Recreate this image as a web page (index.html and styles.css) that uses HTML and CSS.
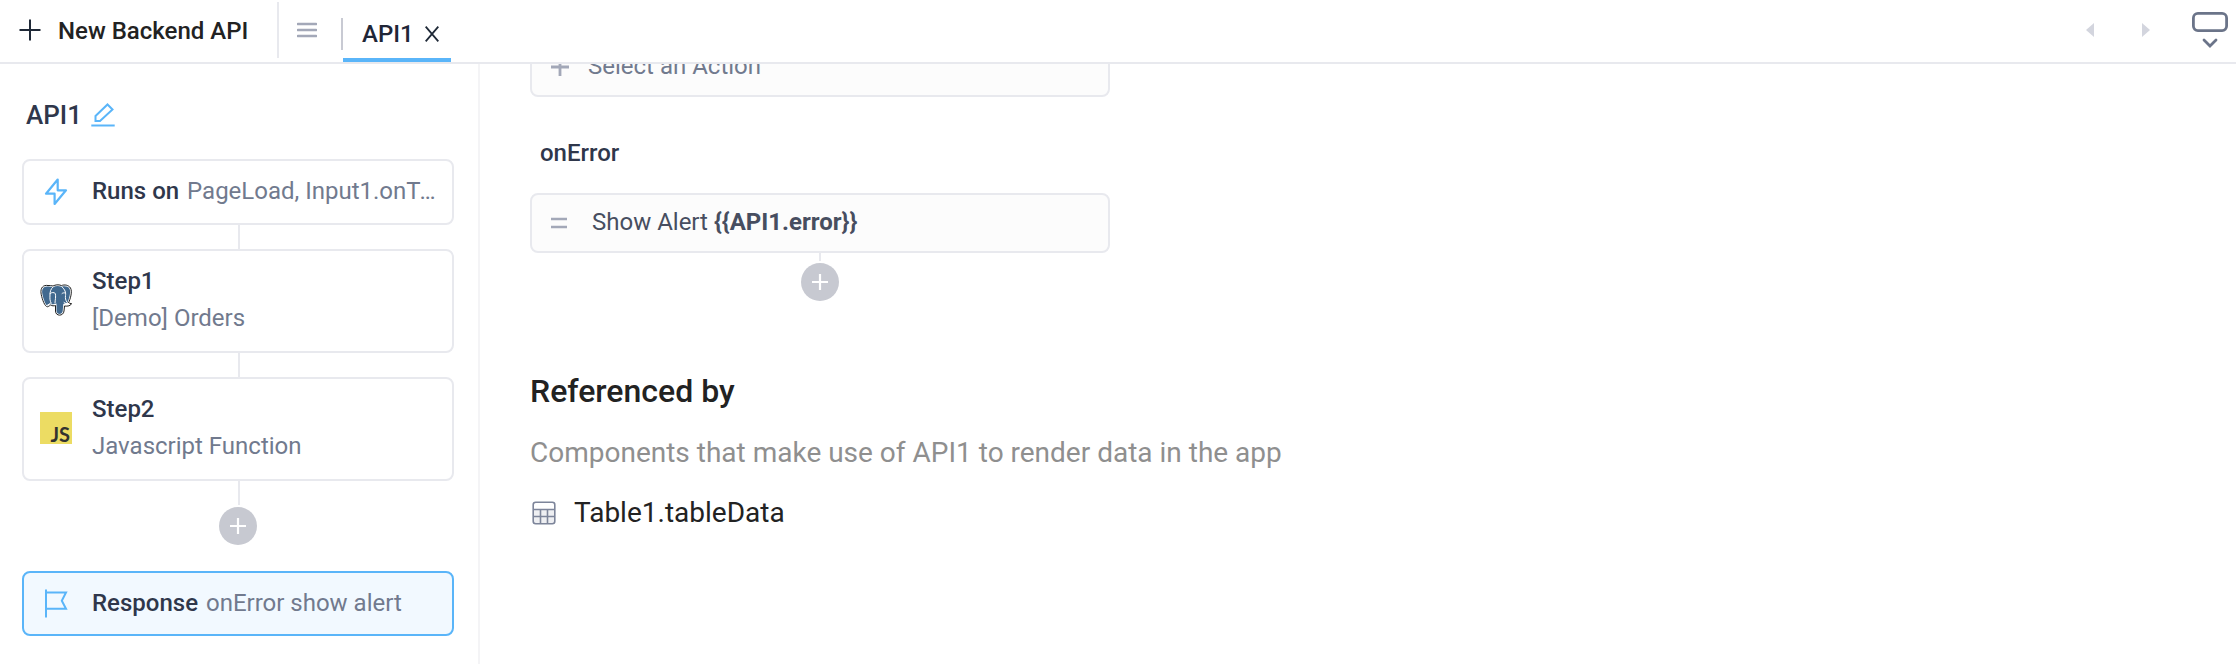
FILE: index.html
```html
<!DOCTYPE html>
<html lang="en">
  <head>
    <meta charset="UTF-8" />
    <title>API1</title>
    <link rel="stylesheet" href="styles.css">
  </head>
  <body>
    <header class="topbar">
      <button class="new-api">
        <svg width="22" height="22" viewBox="0 0 22 22"><path d="M11 0.5v21M0.5 11h21" stroke="#1f2937" stroke-width="2" fill="none" /></svg>
        <span>New Backend API</span>
      </button>
      <button class="menu-btn">
        <svg width="20" height="16" viewBox="0 0 20 16"><path d="M1 2h18M1 8h18M1 14h18" stroke="#a3a8b8" stroke-width="2.6" stroke-linecap="round" /></svg>
      </button>
      <div class="tab active">
        <span>API1</span>
        <svg width="14" height="16" viewBox="0 0 14 16"><path d="M0.7 0.7l12.6 14.6M13.3 0.7L0.7 15.3" stroke="#1f2937" stroke-width="1.8" /></svg>
      </div>
      <div class="topbar-right">
        <svg width="8" height="14" viewBox="0 0 8 14"><path d="M8 0v14L0 7z" fill="#d3d5de" /></svg>
        <svg width="8" height="14" viewBox="0 0 8 14"><path d="M0 0v14l8-7z" fill="#d3d5de" /></svg>
        <svg class="dock" width="36" height="36" viewBox="0 0 36 36" fill="none" stroke="#6b7489">
          <rect x="1.4" y="1.4" width="33.2" height="17.2" rx="4.5" stroke-width="2.8" />
          <path d="M12 28l6 6 6-6" stroke-width="2.8" stroke-linecap="round" />
        </svg>
      </div>
    </header>

    <div class="layout">
      <aside class="sidebar">
        <div class="api-name">
          <span>API1</span>
          <svg width="24" height="24" viewBox="0 0 24 24" fill="none" stroke="#5ab5f9" stroke-width="2">
            <path d="M4.5 13L16.5 1.5l5 5L9 18H4.5z" />
            <path d="M0.3 22.5h23.4" />
          </svg>
        </div>

        <div class="step">
          <svg class="step-icon" width="32" height="32" viewBox="0 0 32 32" fill="none" stroke="#5ab5f9" stroke-width="2.2" stroke-linejoin="round">
            <path d="M17.7 4.500L6 18.700h8.600V29L26 15.300h-8.300z" />
          </svg>
          <div class="step-line"><b>Runs on</b> PageLoad, Input1.onTextChanged</div>
        </div>
        <div class="connector"></div>

        <div class="step tall">
          <svg class="step-icon" width="32" height="32" viewBox="0 0 32 32" fill="none" stroke-linejoin="round" stroke-linecap="round">
            <!-- head, ears and trunk -->
            <path d="M8 1.500C3 0.500 0.500 4 1 9c0.500 4 3 12 5.500 13.500 1.500 0.800 2.500-0.500 4-1.500 1.500 1 3.500 1 5 0.500V27c0 5.500 8 5.500 8.500 0l0.500-5c3 0.500 6.500-0.200 7-2.500-1 0-2 0-3-0.500C30.500 14.500 32.500 7.500 30.500 4 28.500 0.800 24.500 0.500 21.500 1.500 18 0.300 15.500 0.800 13 2 11.500 1.500 9.500 1.500 8 1.500z" fill="#fff" stroke="#222" stroke-width="1" />
            <path d="M8 2.500C3.500 2 1.700 5 2.200 9c0.500 3.800 2.800 11 4.800 12.500 1 0.500 1.800-0.800 3-1.800 1.800 0.800 4 0.800 6.500-0.200V27c0.300 4 5.800 4 6.200 0l0.600-7 4.200-1.500C29.500 14 31 7.500 29.500 4.800 28 2 24.500 2 21.500 2.700 18 1.500 15.500 2 13 3.200 11.500 2.700 9.500 2.500 8 2.500z" fill="#41698f" />
            <path d="M13 3c-2.500 2-3 5-3 8 0 3-0.500 5.500 1.200 8.200M10 9.500c1.800-1.300 4-1.300 5.300 0 0.800 3-0.200 6.500-0.300 9.500M22 3c3 2.500 4 5.500 3.500 8.500-0.300 2.500 0 4.500 1.300 6.500M22 9.500c0.800-0.800 2.300-0.800 3.500-0.500M24 18.500c1.500 1.300 3.500 1.300 5 1M7 21.500l3.500-2.300" stroke="#fff" stroke-width="1" />
          </svg>
          <div class="step-text">
            <b>Step1</b>
            <span>[Demo] Orders</span>
          </div>
        </div>
        <div class="connector"></div>

        <div class="step tall">
          <div class="js-logo">JS</div>
          <div class="step-text">
            <b>Step2</b>
            <span>Javascript Function</span>
          </div>
        </div>
        <div class="connector"></div>
        <button class="add-btn">
          <svg width="16" height="16" viewBox="0 0 16 16"><path d="M8 0v16M0 8h16" stroke="#fff" stroke-width="2.2" /></svg>
        </button>

        <div class="step selected">
          <svg class="step-icon" width="32" height="32" viewBox="0 0 32 32" fill="none" stroke="#5ab5f9" stroke-width="2">
            <path d="M6 2.500v28M6 5.500h20l-4.200 8.200 4.200 8H6" />
          </svg>
          <div class="step-line"><b>Response</b> onError show alert</div>
        </div>
      </aside>

      <main class="content">
        <div class="action placeholder">
          <svg width="18" height="18" viewBox="0 0 18 18"><path d="M9 0v18M0 9h18" stroke="#a3a8b8" stroke-width="2.8" /></svg>
          <span>Select an Action</span>
        </div>

        <h3 class="event-name">onError</h3>
        <div class="action">
          <svg width="16" height="12" viewBox="0 0 16 12"><path d="M0 2h16M0 10h16" stroke="#a3a8b8" stroke-width="2.6" /></svg>
          <span>Show Alert <b>{{API1.error}}</b></span>
        </div>
        <div class="add-action">
          <div class="connector short"></div>
          <button class="add-btn">
            <svg width="16" height="16" viewBox="0 0 16 16"><path d="M8 0v16M0 8h16" stroke="#fff" stroke-width="2.2" /></svg>
          </button>
        </div>

        <h2 class="ref-title">Referenced by</h2>
        <p class="ref-desc">Components that make use of API1 to render data in the app</p>
        <div class="ref-item">
          <svg width="24" height="24" viewBox="0 0 24 24" fill="none" stroke="#7d859a" stroke-width="1.6">
            <path d="M1.500 8.500h21V22h-21z" fill="#eeeff2" stroke="none" />
            <rect x="1.200" y="1.200" width="21.600" height="21.600" rx="2.500" />
            <path d="M1 8.500h22M1 15.500h22M8.500 8.500V23M15.500 8.500V23" />
          </svg>
          <span>Table1.tableData</span>
        </div>
      </main>
    </div>
  </body>
</html>
```

FILE: styles.css
```css
* {
  box-sizing: border-box;
}
body {
  margin: 0;
  height: 664px;
  overflow: hidden;
  background: #fff;
  font-family: Roboto, "Liberation Sans", sans-serif;
  font-size: 24px;
  line-height: 36px;
  color: #2f374b;
}
svg {
  display: block;
  flex: none;
}
b {
  font-weight: 500;
}
button {
  border: 0;
  padding: 0;
  background: none;
  font: inherit;
}

/* top bar */
.topbar {
  display: flex;
  height: 64px;
  border-bottom: 2px solid #e8e9ee;
}
.new-api {
  display: flex;
  align-items: center;
  gap: 17px;
  width: 279px;
  height: 56px;
  margin-top: 2px;
  padding-left: 19px;
  border-right: 2px solid #e8e9ee;
  font-weight: 500;
  color: #222;
}
.new-api span {
  padding-top: 2px;
}
.menu-btn {
  display: flex;
  align-items: center;
  width: 64px;
  height: 32px;
  margin-top: 18px;
  padding: 0 0 8px 18px;
  border-right: 2px solid #c8cad3;
}
.tab {
  display: flex;
  align-items: center;
  gap: 11px;
  height: 62px;
  width: 108px;
  padding: 6px 0 0 19px;
  font-weight: 500;
  color: #1f2637;
}
.tab.active {
  background: linear-gradient(#5ab5f9, #5ab5f9) bottom / 100% 4px no-repeat;
}
.topbar-right {
  display: flex;
  align-items: center;
  margin-left: auto;
  padding: 0 8px 2px 0;
  gap: 48px;
}
.dock {
  margin-left: -6px;
}

.layout {
  display: flex;
  height: 600px;
}

/* steps column */
.sidebar {
  width: 480px;
  padding: 33px 24px 0 22px;
  border-right: 2px solid #f4f4f6;
}
.api-name {
  display: flex;
  align-items: center;
  gap: 9px;
  height: 36px;
  margin-bottom: 26px;
  padding-left: 4px;
  font-size: 26px;
  font-weight: 500;
}
.step {
  display: flex;
  align-items: center;
  gap: 20px;
  width: 432px;
  height: 66px;
  padding: 0 16px 2px;
  border: 2px solid #e8e9ee;
  border-radius: 8px;
  background: #fff;
}
.step.tall {
  height: 104px;
}
.step.selected {
  height: 65px;
  margin-top: 26px;
  border-color: #5ab5f9;
  background: #f2f9ff;
}
.step-line {
  min-width: 0;
  overflow: hidden;
  white-space: nowrap;
  text-overflow: ellipsis;
  color: #717a8e;
}
.step b {
  color: #2f374b;
}
.step-line b {
  margin-right: 2px;
}
.step-text {
  display: flex;
  flex-direction: column;
  gap: 1px;
  padding-bottom: 1px;
  color: #717a8e;
}
.js-logo {
  width: 32px;
  height: 32px;
  padding: 12px 2px 0 0;
  background: #ecdc63;
  color: #323330;
  font: bold 20px/20px Lato, sans-serif;
  text-align: right;
}
.connector {
  width: 2px;
  height: 24px;
  margin-left: 216px;
  background: #e8e9ee;
}
.add-btn {
  display: flex;
  align-items: center;
  justify-content: center;
  width: 38px;
  height: 38px;
  margin: 2px 0 0 197px;
  border-radius: 50%;
  background: #c7c9d1;
}

/* response settings, scrolled under the top bar */
.content {
  flex: 1;
  padding-left: 50px;
  overflow: hidden;
}
.action {
  display: flex;
  align-items: center;
  gap: 25px;
  width: 580px;
  height: 60px;
  padding-left: 19px;
  border: 2px solid #e8e9ee;
  border-radius: 8px;
  background: #fcfcfc;
  color: #474e60;
}
.action span {
  padding-bottom: 2px;
}
.action b {
  font-weight: 700;
}
.action.placeholder {
  gap: 19px;
  margin-top: -27px;
  color: #717a8e;
}
.event-name {
  margin: 38px 0 22px 10px;
  font-size: 24px;
  font-weight: 500;
}
.add-action {
  display: flex;
  flex-direction: column;
  align-items: center;
  width: 580px;
}
.add-action .add-btn {
  margin-left: 0;
}
.connector.short {
  height: 8px;
  margin-left: 0;
}
.ref-title {
  margin: 69px 0 0;
  font-size: 32px;
  line-height: 42px;
  font-weight: 500;
  color: #222;
}
.ref-desc {
  margin: 20px 0 0;
  font-size: 28px;
  line-height: 42px;
  color: #8f8f8f;
}
.ref-item {
  display: flex;
  align-items: center;
  gap: 18px;
  margin-top: 18px;
  padding-left: 2px;
  font-size: 28px;
  line-height: 42px;
  color: #222;
}
```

+++++

=== Exercise brief ===
Look above for every line with the word "that" and copy it.

=== Final result ===
Recreate this image as a web page (index.html and styles.css) that uses HTML and CSS.
        <p class="ref-desc">Components that make use of API1 to render data in the app</p>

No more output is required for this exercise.